*DO THIS:*
Reproduce the lines of the material exactly, excluding every image.

*SUPPLIED MATERIAL:*
>> START

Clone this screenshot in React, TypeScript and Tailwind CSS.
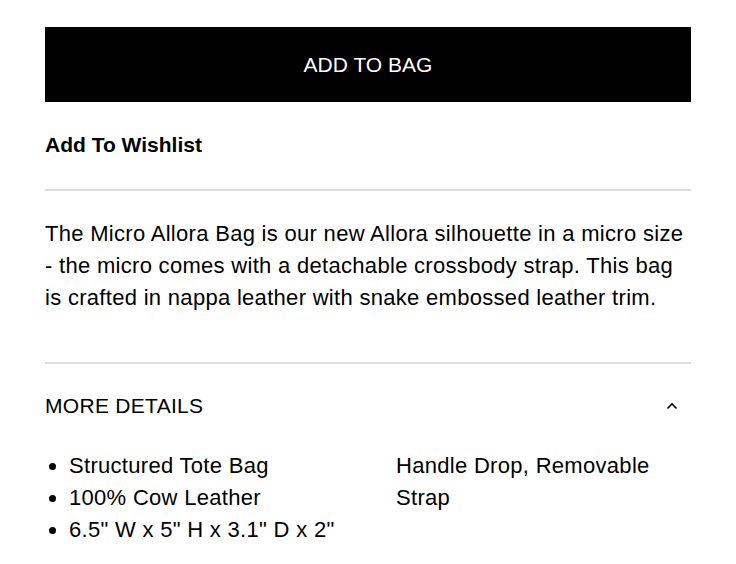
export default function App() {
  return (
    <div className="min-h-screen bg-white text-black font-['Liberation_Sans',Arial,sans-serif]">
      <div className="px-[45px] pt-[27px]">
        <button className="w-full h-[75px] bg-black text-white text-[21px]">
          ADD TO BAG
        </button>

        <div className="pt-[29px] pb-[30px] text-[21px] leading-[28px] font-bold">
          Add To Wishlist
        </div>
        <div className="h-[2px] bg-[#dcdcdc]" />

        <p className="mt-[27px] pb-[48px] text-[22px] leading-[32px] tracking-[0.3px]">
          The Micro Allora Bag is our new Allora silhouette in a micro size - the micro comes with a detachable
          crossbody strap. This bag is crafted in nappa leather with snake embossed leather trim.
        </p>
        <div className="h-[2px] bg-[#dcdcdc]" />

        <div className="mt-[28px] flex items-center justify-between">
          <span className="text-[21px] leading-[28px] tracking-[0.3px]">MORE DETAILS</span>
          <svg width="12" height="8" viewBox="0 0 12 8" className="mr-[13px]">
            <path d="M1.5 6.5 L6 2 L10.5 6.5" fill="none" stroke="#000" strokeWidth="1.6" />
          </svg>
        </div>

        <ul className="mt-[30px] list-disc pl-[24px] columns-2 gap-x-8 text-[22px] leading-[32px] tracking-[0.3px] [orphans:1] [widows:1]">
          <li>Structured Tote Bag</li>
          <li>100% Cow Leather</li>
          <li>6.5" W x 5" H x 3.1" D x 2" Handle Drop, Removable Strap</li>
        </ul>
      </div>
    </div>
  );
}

>> END

*PROBLEM SOLUTION:*
Clone this screenshot in React, TypeScript and Tailwind CSS.
export default function App() {
  return (
    <div className="min-h-screen bg-white text-black font-['Liberation_Sans',Arial,sans-serif]">
      <div className="px-[45px] pt-[27px]">
        <button className="w-full h-[75px] bg-black text-white text-[21px]">
          ADD TO BAG
        </button>

        <div className="pt-[29px] pb-[30px] text-[21px] leading-[28px] font-bold">
          Add To Wishlist
        </div>
        <div className="h-[2px] bg-[#dcdcdc]" />

        <p className="mt-[27px] pb-[48px] text-[22px] leading-[32px] tracking-[0.3px]">
          The Micro Allora Bag is our new Allora silhouette in a micro size - the micro comes with a detachable
          crossbody strap. This bag is crafted in nappa leather with snake embossed leather trim.
        </p>
        <div className="h-[2px] bg-[#dcdcdc]" />

        <div className="mt-[28px] flex items-center justify-between">
          <span className="text-[21px] leading-[28px] tracking-[0.3px]">MORE DETAILS</span>
          <svg width="12" height="8" viewBox="0 0 12 8" className="mr-[13px]">
            <path d="M1.5 6.5 L6 2 L10.5 6.5" fill="none" stroke="#000" strokeWidth="1.6" />
          </svg>
        </div>

        <ul className="mt-[30px] list-disc pl-[24px] columns-2 gap-x-8 text-[22px] leading-[32px] tracking-[0.3px] [orphans:1] [widows:1]">
          <li>Structured Tote Bag</li>
          <li>100% Cow Leather</li>
          <li>6.5" W x 5" H x 3.1" D x 2" Handle Drop, Removable Strap</li>
        </ul>
      </div>
    </div>
  );
}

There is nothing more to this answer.